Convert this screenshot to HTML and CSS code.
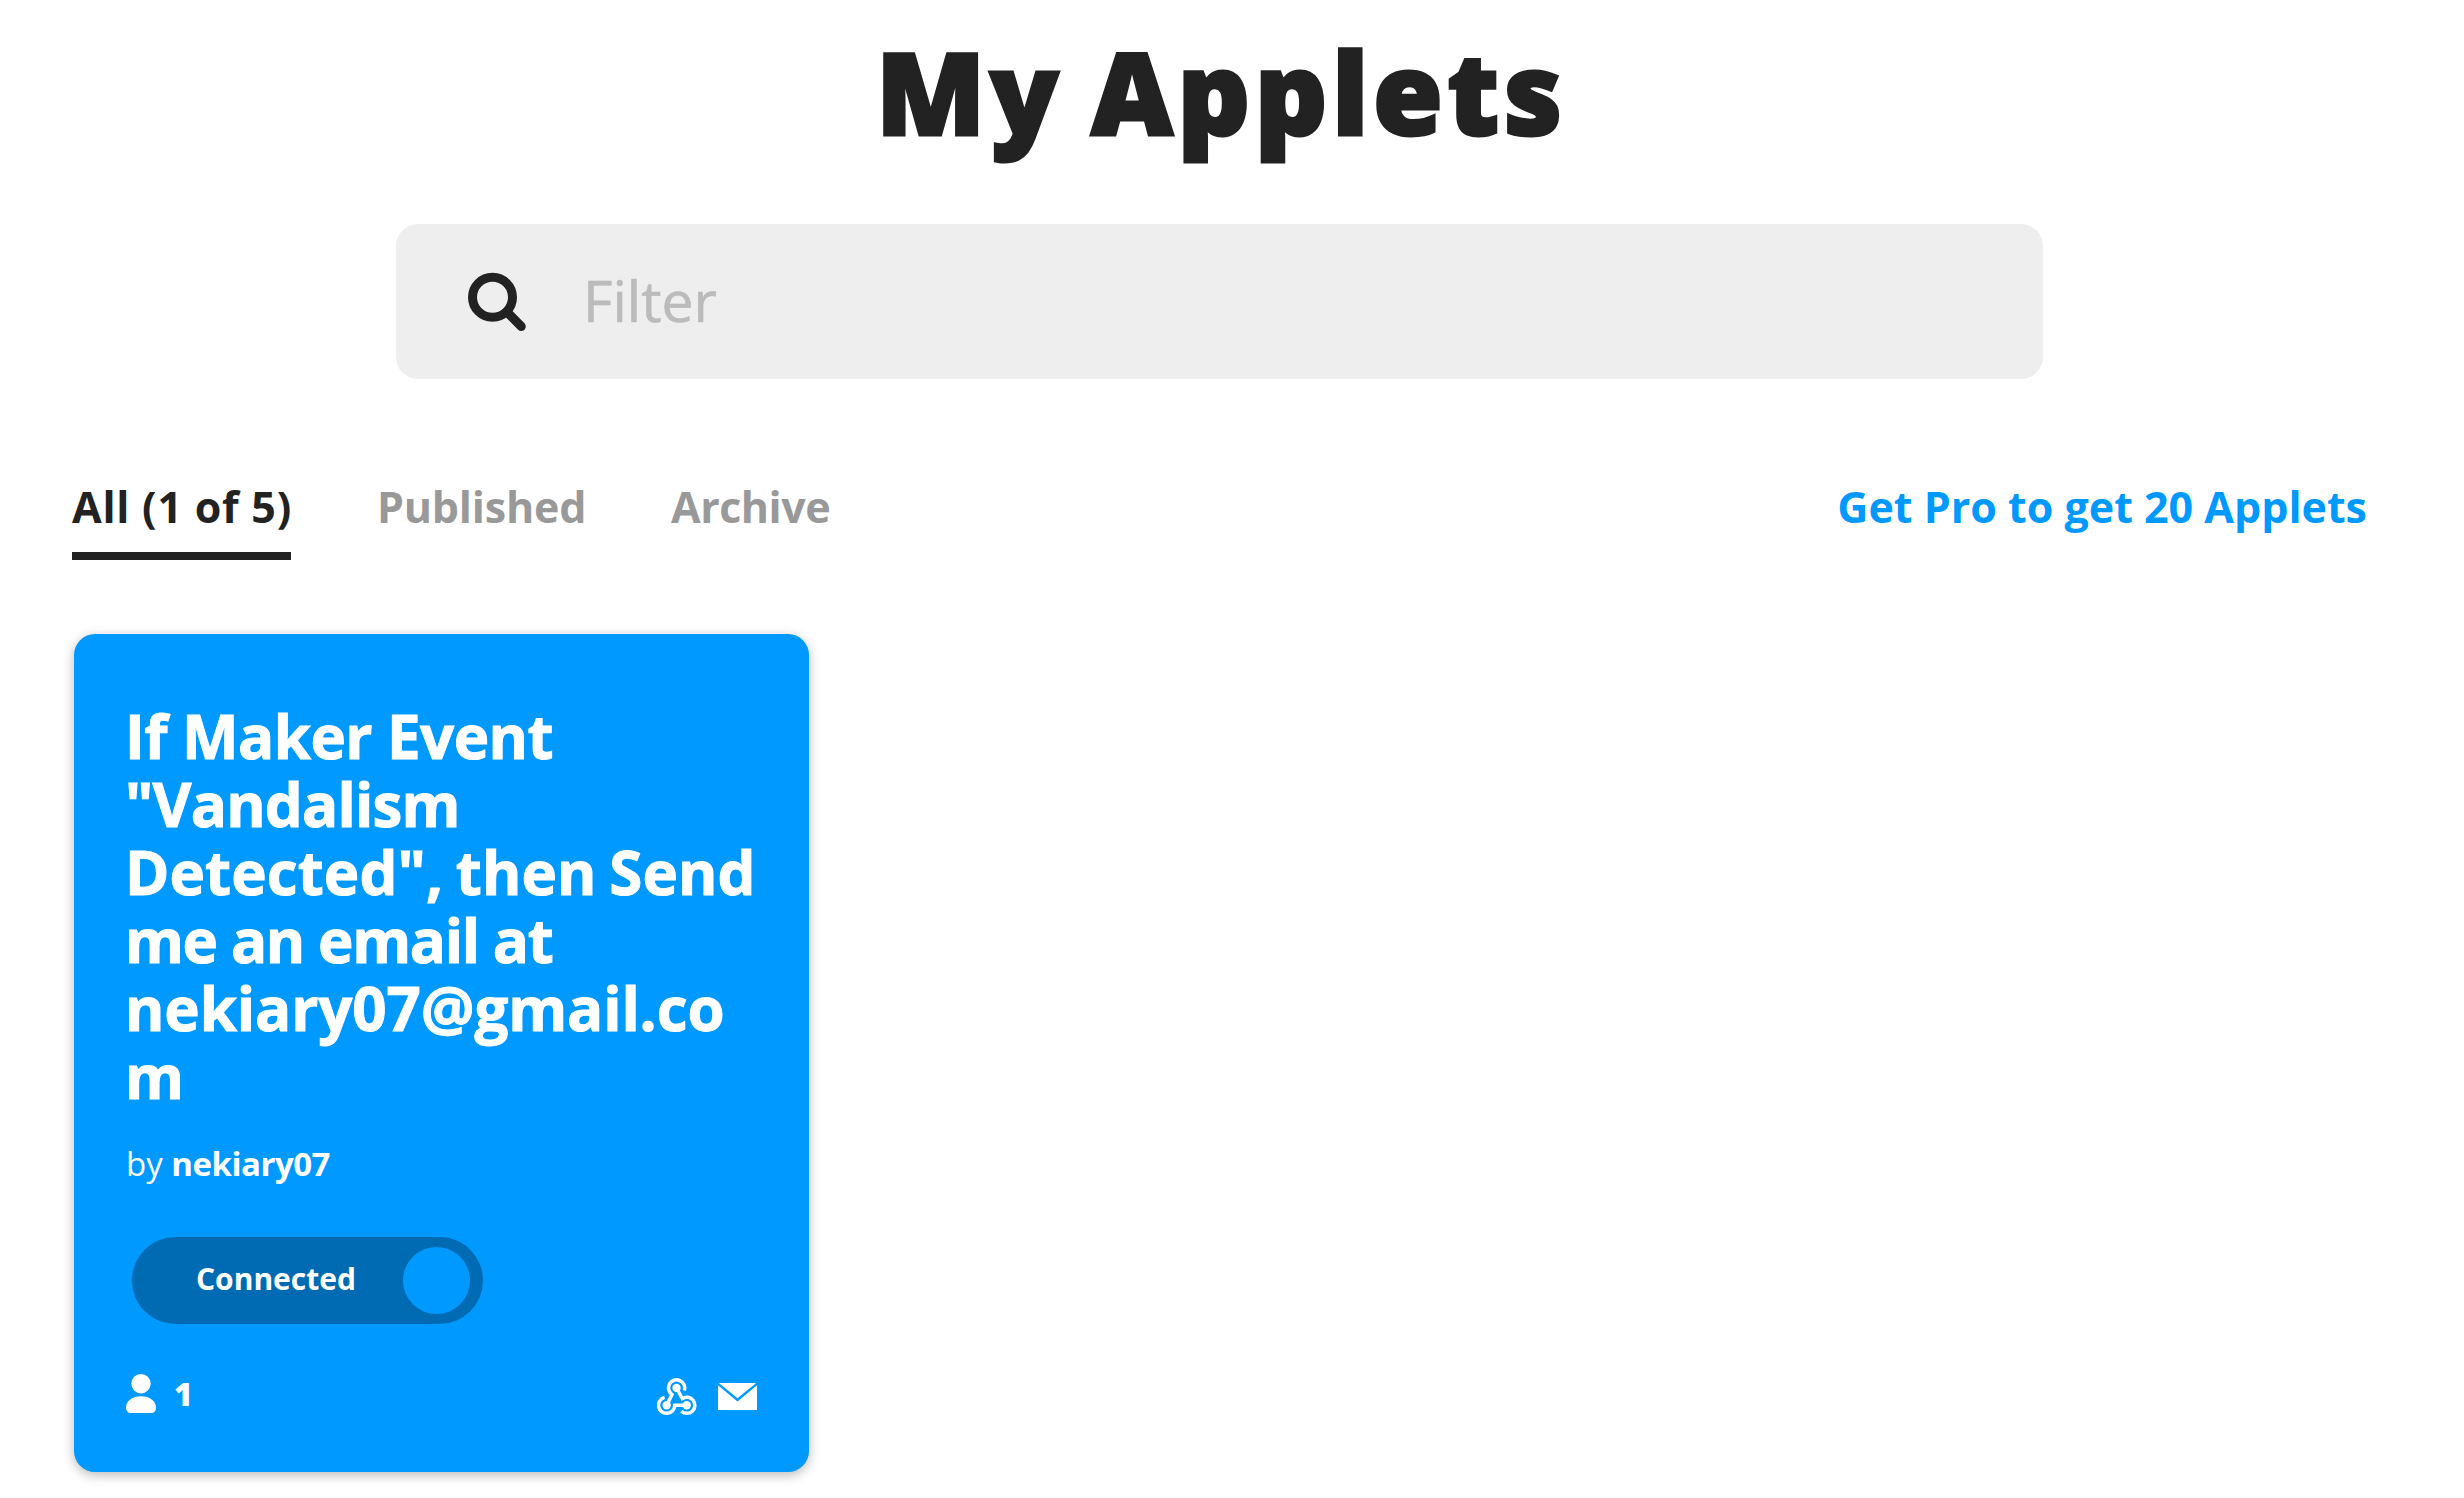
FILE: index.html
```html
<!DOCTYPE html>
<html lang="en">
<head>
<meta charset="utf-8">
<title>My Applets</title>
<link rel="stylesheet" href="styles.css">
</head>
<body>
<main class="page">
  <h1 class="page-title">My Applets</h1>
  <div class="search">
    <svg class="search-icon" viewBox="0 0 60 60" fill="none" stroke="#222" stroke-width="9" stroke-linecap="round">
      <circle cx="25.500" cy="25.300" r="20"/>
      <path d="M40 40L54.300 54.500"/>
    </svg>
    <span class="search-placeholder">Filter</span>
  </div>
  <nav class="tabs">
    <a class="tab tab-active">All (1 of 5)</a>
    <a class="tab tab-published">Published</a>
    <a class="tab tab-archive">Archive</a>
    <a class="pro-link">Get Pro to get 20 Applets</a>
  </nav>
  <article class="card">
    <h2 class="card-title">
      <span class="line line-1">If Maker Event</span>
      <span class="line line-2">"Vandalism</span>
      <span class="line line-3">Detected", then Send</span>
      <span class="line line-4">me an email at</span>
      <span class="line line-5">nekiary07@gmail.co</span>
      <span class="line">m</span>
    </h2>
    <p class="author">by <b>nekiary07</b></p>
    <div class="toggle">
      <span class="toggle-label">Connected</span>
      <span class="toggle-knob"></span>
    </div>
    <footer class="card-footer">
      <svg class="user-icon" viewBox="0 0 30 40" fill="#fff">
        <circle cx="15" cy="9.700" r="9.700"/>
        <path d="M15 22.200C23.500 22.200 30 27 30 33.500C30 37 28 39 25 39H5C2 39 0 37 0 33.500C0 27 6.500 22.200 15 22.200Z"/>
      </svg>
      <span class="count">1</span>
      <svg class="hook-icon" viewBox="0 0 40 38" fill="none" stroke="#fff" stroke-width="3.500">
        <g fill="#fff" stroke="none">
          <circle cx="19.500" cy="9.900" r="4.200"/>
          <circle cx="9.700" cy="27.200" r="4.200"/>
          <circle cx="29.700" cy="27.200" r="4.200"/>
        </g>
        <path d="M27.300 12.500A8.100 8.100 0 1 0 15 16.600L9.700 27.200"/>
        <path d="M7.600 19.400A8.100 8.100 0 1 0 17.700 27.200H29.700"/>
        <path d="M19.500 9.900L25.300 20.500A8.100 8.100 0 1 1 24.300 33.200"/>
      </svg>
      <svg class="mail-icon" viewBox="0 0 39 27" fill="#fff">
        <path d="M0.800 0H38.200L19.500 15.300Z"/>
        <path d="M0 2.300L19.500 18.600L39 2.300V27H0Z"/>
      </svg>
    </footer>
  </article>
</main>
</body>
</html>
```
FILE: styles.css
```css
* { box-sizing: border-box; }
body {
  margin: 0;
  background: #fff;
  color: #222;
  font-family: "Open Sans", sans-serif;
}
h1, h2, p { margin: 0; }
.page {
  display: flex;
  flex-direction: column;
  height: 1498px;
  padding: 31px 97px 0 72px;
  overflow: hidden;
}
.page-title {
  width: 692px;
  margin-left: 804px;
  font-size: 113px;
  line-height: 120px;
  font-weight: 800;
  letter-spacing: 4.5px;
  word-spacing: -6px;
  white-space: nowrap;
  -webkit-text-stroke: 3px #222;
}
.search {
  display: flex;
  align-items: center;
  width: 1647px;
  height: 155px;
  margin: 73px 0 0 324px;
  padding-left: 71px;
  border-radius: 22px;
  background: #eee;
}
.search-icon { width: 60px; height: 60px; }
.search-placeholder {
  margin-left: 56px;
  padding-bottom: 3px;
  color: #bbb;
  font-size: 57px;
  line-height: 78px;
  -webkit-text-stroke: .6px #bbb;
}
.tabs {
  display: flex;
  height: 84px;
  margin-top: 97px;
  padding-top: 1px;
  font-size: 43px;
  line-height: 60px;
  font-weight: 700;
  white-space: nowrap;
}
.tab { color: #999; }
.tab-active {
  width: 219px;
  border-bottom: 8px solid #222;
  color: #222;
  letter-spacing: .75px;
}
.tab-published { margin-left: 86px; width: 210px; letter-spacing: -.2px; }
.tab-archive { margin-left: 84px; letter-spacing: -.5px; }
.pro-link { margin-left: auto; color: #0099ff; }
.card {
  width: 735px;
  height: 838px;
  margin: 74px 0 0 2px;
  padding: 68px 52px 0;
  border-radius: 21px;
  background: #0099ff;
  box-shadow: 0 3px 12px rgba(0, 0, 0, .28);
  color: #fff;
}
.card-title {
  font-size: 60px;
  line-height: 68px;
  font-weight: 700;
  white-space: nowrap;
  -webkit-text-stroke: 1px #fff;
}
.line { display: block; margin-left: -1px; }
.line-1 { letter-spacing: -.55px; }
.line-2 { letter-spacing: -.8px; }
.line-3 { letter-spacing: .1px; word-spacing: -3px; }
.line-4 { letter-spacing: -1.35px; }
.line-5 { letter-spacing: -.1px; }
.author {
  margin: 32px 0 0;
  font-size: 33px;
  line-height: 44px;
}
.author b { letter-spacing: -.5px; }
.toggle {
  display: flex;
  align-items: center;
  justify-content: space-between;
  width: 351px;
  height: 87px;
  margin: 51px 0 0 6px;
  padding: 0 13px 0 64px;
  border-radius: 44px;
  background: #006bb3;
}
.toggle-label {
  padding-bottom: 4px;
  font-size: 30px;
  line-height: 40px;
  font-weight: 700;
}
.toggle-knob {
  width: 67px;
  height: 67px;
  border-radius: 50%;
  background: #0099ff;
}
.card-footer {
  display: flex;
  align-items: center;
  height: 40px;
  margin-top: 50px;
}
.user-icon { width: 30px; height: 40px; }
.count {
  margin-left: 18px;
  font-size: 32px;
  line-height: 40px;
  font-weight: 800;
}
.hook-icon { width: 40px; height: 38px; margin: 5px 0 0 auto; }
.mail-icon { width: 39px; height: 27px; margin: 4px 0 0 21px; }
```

=-=-=

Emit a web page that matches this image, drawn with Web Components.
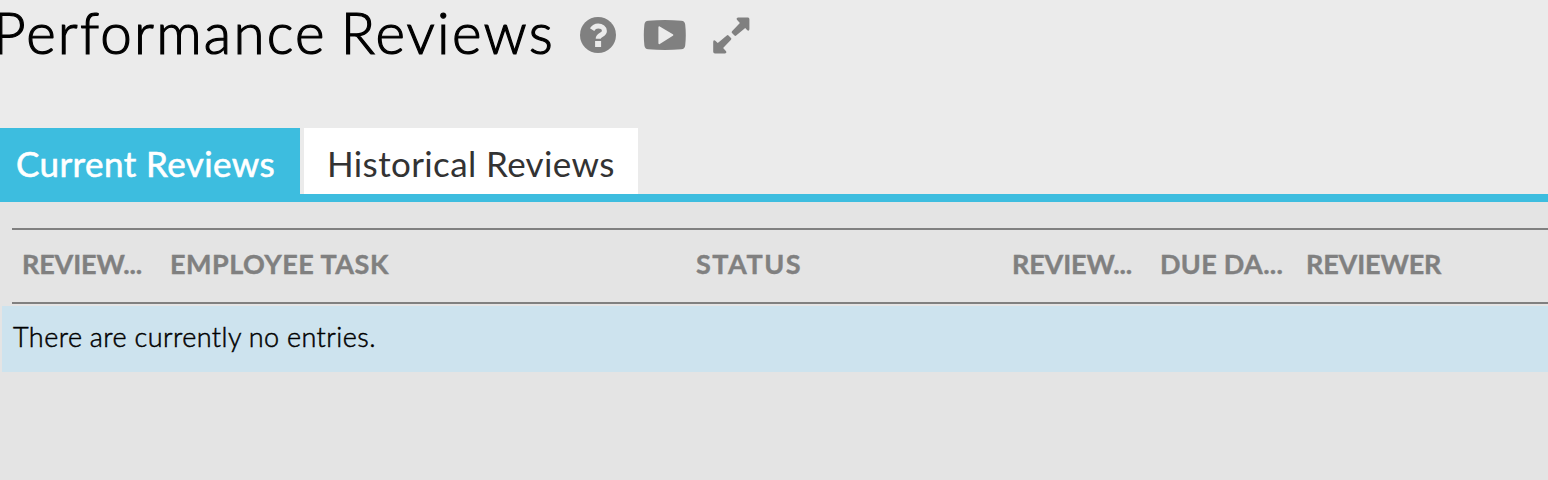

=-=-=

▶ [Written request] Lines holding the word "page" in the entries above are the ones to pull out. Copy them all.

▶ [Complete response]
<main class="page">
  <h1 class="page-title">My Applets</h1>
.page {
.page-title {
Emit a web page that matches this image, drawn with Web Components.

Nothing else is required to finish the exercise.